Afin de tendre vers le "zéro artificialisation nette" (ZAN), le projet de loi fixe l'objectif de diviser par deux le rythme de l’artificialisation des sols dans les 10 années suivant la promulgation de la loi (article 47). Il s'agit de mettre fin aux 20 000 à 30 000 hectares d’espaces naturels, agricoles ou forestiers qui disparaissent chaque année en France, dont la moitié du fait de l’étalement des logements.

La définition de l'artificialisation

Le texte donne une définition de la notion d’artificialisation, en référence à l’atteinte à la fonctionnalité des sols (occupation ou usage qui en est fait affectant durablement tout ou partie de ses fonctions). Cette définition nécessitera toutefois d'être précisée par décret (article 48).

L'objectif ZAN inscrit dans le code et les documents d'urbanisme

Surtout, le projet de loi inscrit l'objectif de limitation de l’artificialisation, et à terme de ZAN :

- d'une part, dans les objectifs généraux  prévus à l’article L. 101‑2 du code de l’urbanisme (article 48) ;

- d'autre part, dans les documents de planification que sont les SRADDET, PADDUC, SAR, SDRIF, SCOT, PLU et cartes communales, en fixant notamment une limite temporelle.

Cette mesure impliquera de modifier (le cas échéant) ces documents en cascade, dans un délai de 6 mois à compter de l'entrée en vigueur de la loi s'agissant du SRADDET, du PADDUC, du SAR et du SDRIF. Puis, compte tenu des liens de compatibilté entre les documents, ce sera au tour du SCOT d'être modifié dans les 3 mois suivant l'entrée en vigueur de la norme supérieure modifiée, et au plus tard le 1er juillet 2024, faute de quoi les ouvertures à l’urbanisation seront bloquées.
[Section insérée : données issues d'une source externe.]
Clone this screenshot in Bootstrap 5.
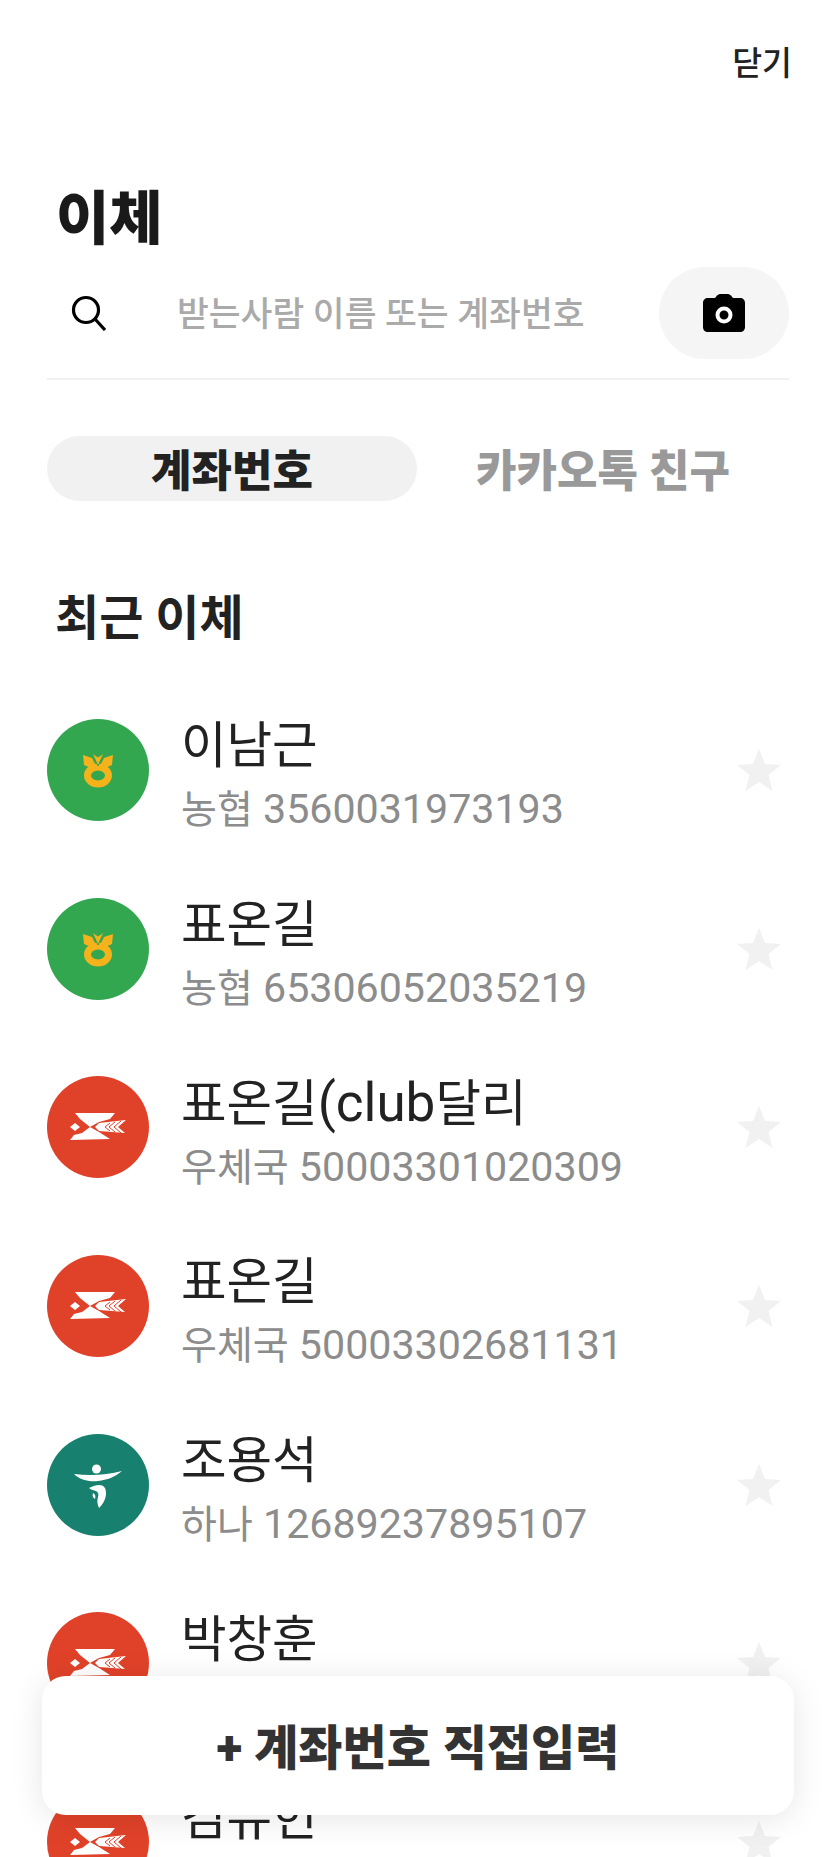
<!DOCTYPE html>
<html lang="ko">
<head>
  <meta charset="UTF-8" />
  <title>이체</title>
  <link href="https://cdn.jsdelivr.net/npm/bootstrap@5.3.0/dist/css/bootstrap.min.css" rel="stylesheet" />
  <style>
    html, body { height: 1857px; overflow: hidden; }
    body {
      position: relative;
      background: #fff;
      color: #222;
      font-family: Roboto, "Noto Sans CJK KR", sans-serif;
    }
    .top-close { padding: 39px 43px 0 0; height: 183px; font-size: 32.500px; line-height: 50px; font-weight: 500; }
    .page-title { font-size: 58px; font-weight: 900; line-height: 72px; margin: 0 0 0 56px; height: 84px; color: #1a1a1a; }
    .search-row { height: 92px; margin: 0 46px 0 47px; }
    .search-ico { width: 130px; padding-left: 24px; }
    .search-text { font-size: 34.600px; color: #aaa; font-weight: 500; padding-top: 4px; }
    .camera-pill { width: 130px; height: 92px; background: #f5f5f5; border-radius: 46px; }
    .search-line { height: 2px; background: #f1f1f1; margin: 19px 46px 0 47px; }
    .tab-row { margin: 56px 46px 0 47px; height: 65px; }
    .tab-on, .tab-off { width: 370px; border-radius: 33px; font-size: 44px; font-weight: 900; padding-top: 7px; }
    .tab-on { background: #f1f1f1; color: #222; }
    .tab-off { flex-grow: 1; color: #999; }
    .recent-title { font-size: 48px; font-weight: 700; margin: 86px 0 0 55px; line-height: 64px; height: 94px; }
    .acct-row { height: 178.600px; margin: 0 46px 0 47px; }
    .bank-logo { width: 102px; height: 102px; flex-shrink: 0; }
    .acct-name { font-size: 49.500px; line-height: 60px; }
    .acct-latin { font-size: 53px; }
    .acct-sub { font-size: 41.200px; line-height: 52px; color: #8c8c8c; margin-top: 7px; }
    .acct-bank { font-size: 39px; }
    .acct-text { margin: 12px 0 0 32px; }
    .star-ico { margin-right: 8px; }
    .add-btn {
      position: absolute; left: 42px; top: 1676px; width: 752px; height: 139px;
      background: #fff; border-radius: 24px; border: 0; padding-top: 13px;
      box-shadow: 0 4px 32px rgba(0,0,0,.1);
      font-size: 48px; font-weight: 900; color: #333;
    }
  </style>
</head>
<body>
  <svg width="0" height="0" class="position-absolute">
    <symbol id="logo-nh" viewBox="0 0 102 102">
      <circle cx="51" cy="51" r="51" fill="#33a650"/>
      <ellipse cx="51" cy="56.500" rx="10.500" ry="8.500" fill="none" stroke="#f6b21b" stroke-width="7"/>
      <path d="M36 36l9 3 4 8-5 2-7-3z" fill="#f6b21b"/>
      <path d="M66 36l-9 3-4 8 5 2 7-3z" fill="#f6b21b"/>
      <path d="M45 34l6 4 6-4-6 13z" fill="#f6b21b" stroke="#33a650" stroke-width="1"/>
    </symbol>
    <symbol id="logo-post" viewBox="0 0 102 102">
      <circle cx="51" cy="51" r="51" fill="#e04229"/>
      <path d="M28 37h40l-5 6-11 3-9 5-10-8z" fill="#fff"/>
      <path d="M43 51l9 5 11 7-40 1 4-5 8-2z" fill="#fff"/>
      <path d="M23 51l5-4 5 4-5 4z" fill="#fff"/>
      <path d="M48 51l4-4 27-3-8 7 7 6-26-2z" fill="#fff"/>
      <path d="M63 47l-5 4 5 4M68 46l-6 5 6 5M74 45l-7 6 7 6" stroke="#e04229" stroke-width="1" fill="none"/>
    </symbol>
    <symbol id="logo-hana" viewBox="0 0 102 102">
      <circle cx="51" cy="51" r="51" fill="#18806f"/>
      <circle cx="49.500" cy="35" r="4.500" fill="#fff"/>
      <path d="M27 40c16 2 33 1 48-3-7 6-15 9-24 10-9 1-18-1-24-7z" fill="#fff"/>
      <path d="M42 54c4-2 7-3 10-3 5 0 7 3 7 8 0 5-2 10-7 15-2-4-2-8-1-11 1-3 0-5-2-6-2-1-5-1-7-3z" fill="#fff"/>
      <path d="M46 59c2 1 3 3 2 6-2-1-3-3-2-6z" fill="#fff"/>
    </symbol>
    <symbol id="icon-star" viewBox="0 0 44 42">
      <path d="M22 0l6 15 16 1-12.500 10 4 16L22 33 8.500 42l4-16L0 16l16-1z" fill="#f1f1f1"/>
    </symbol>
  </svg>

  <div class="top-close d-flex justify-content-end">닫기</div>
  <h1 class="page-title">이체</h1>

  <div class="search-row d-flex align-items-center">
    <div class="search-ico">
      <svg width="36" height="36" viewBox="0 0 36 36" fill="none" stroke="#000" stroke-width="3.200" class="d-block">
        <circle cx="15" cy="15" r="12.500"/><path d="M24 24L34 35"/>
      </svg>
    </div>
    <div class="search-text flex-grow-1">받는사람 이름 또는 계좌번호</div>
    <div class="camera-pill d-flex align-items-center justify-content-center">
      <svg width="42" height="38" viewBox="0 0 42 38" class="d-block">
        <path d="M5 4h7l2-2.500C15 .5 16 0 17 0h8c1 0 2 .5 3 1.500L30 4h7c3 0 5 2 5 5v24c0 3-2 5-5 5H5c-3 0-5-2-5-5V9c0-3 2-5 5-5z" fill="#000"/>
        <circle cx="21" cy="21" r="6.500" fill="none" stroke="#fff" stroke-width="4"/>
      </svg>
    </div>
  </div>
  <div class="search-line"></div>

  <div class="tab-row d-flex">
    <div class="tab-on d-flex align-items-center justify-content-center">계좌번호</div>
    <div class="tab-off d-flex align-items-center justify-content-center">카카오톡 친구</div>
  </div>

  <div class="recent-title">최근 이체</div>

  <div class="acct-row d-flex align-items-center">
    <svg class="bank-logo"><use href="#logo-nh"/></svg>
    <div class="acct-text flex-grow-1"><div class="acct-name">이남근</div><div class="acct-sub"><span class="acct-bank">농협</span> 3560031973193</div></div>
    <svg class="star-ico" width="44" height="42"><use href="#icon-star"/></svg>
  </div>
  <div class="acct-row d-flex align-items-center">
    <svg class="bank-logo"><use href="#logo-nh"/></svg>
    <div class="acct-text flex-grow-1"><div class="acct-name">표온길</div><div class="acct-sub"><span class="acct-bank">농협</span> 65306052035219</div></div>
    <svg class="star-ico" width="44" height="42"><use href="#icon-star"/></svg>
  </div>
  <div class="acct-row d-flex align-items-center">
    <svg class="bank-logo"><use href="#logo-post"/></svg>
    <div class="acct-text flex-grow-1"><div class="acct-name">표온길<span class="acct-latin">(club</span>달리</div><div class="acct-sub"><span class="acct-bank">우체국</span> 50003301020309</div></div>
    <svg class="star-ico" width="44" height="42"><use href="#icon-star"/></svg>
  </div>
  <div class="acct-row d-flex align-items-center">
    <svg class="bank-logo"><use href="#logo-post"/></svg>
    <div class="acct-text flex-grow-1"><div class="acct-name">표온길</div><div class="acct-sub"><span class="acct-bank">우체국</span> 50003302681131</div></div>
    <svg class="star-ico" width="44" height="42"><use href="#icon-star"/></svg>
  </div>
  <div class="acct-row d-flex align-items-center">
    <svg class="bank-logo"><use href="#logo-hana"/></svg>
    <div class="acct-text flex-grow-1"><div class="acct-name">조용석</div><div class="acct-sub"><span class="acct-bank">하나</span> 12689237895107</div></div>
    <svg class="star-ico" width="44" height="42"><use href="#icon-star"/></svg>
  </div>
  <div class="acct-row d-flex align-items-center">
    <svg class="bank-logo"><use href="#logo-post"/></svg>
    <div class="acct-text flex-grow-1"><div class="acct-name">박창훈</div><div class="acct-sub">&nbsp;</div></div>
    <svg class="star-ico" width="44" height="42"><use href="#icon-star"/></svg>
  </div>
  <div class="acct-row d-flex align-items-center">
    <svg class="bank-logo"><use href="#logo-post"/></svg>
    <div class="acct-text flex-grow-1"><div class="acct-name">김유헌</div><div class="acct-sub">&nbsp;</div></div>
    <svg class="star-ico" width="44" height="42"><use href="#icon-star"/></svg>
  </div>

  <button type="button" class="add-btn btn">+ 계좌번호 직접입력</button>

  <script src="https://cdn.jsdelivr.net/npm/bootstrap@5.3.0/dist/js/bootstrap.bundle.min.js"></script>
</body>
</html>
De même, la modification du PLU ou la révision de la carte communale devra être engagée dans le délai de 3 mois suivant l'entrée en vigueur du SCOT (ou de la norme supérieure modifiée en l'absence de SCOT). A défaut de mise en compatibilité de ces documents avant le 1er juillet 2025, aucune autorisation d’urbanisme ne pourra être délivrée dans une zone à urbaniser du PLU ou une zone constructible de la carte communale (article 49). Que de procédures en perspective !

Par ailleurs, les collectivités ne pourront prévoir dans leur PLU ou carte communale l’ouverture à l’urbanisation de sols naturels, agricoles ou forestiers qu'en justifiant l'absence de parcelle disponible dans les espaces urbanisés.

Un rapport annuel

Tous les ans, le maire ou le président de l’EPCI compétent en matière de PLU ou carte communale devra présenter au conseil municipal ou communautaire un rapport sur l’artificialisation des sols sur son territoire au cours de l’année civile. Ce rapport donnera lieu à un débat de l'assemblée délibérante (article 50).

Un frein à l'étalement urbain notamment des zones commerciales

D'autres mesures du projet de loi visent à réduire la consommation d’espace et encourager des projets d’aménagement plus vertueux.

L’article 52 pose un principe général d’interdiction des implantations ou extensions de surfaces commerciales qui entraîneraient une artificialisation des sols. Une dérogation pourra néanmoins être accordée par la commission départementale d’aménagement commercial (CDAC), à titre exceptionnel et sous certaines conditions, pour autoriser des projets inférieurs à 10 000 m2.

L'article 51 introduit l'obligation de déterminer une densité minimale de constructions pour les grands projets d’aménagement mis en œuvre dans le cadre de grandes opérations d’urbanisme (GOU), une mesure qui devrait contribuer à limiter l’étalement urbain.

Par ailleurs, l’autorité compétente en matière de création de zones d’activité économique (industrielle, commerciale, tertiaire, artisanale, touristique, portuaire ou aéroportuaire) sera chargée d’établir un inventaire de ces ZAE mentionnant, pour chacune d'elle, le taux de vacance. Cet inventaire sera transmis aux autorités compétentes en matière de SCOT, de PLU ou encore de PLH et actualisé tous les 6 ans (article 53).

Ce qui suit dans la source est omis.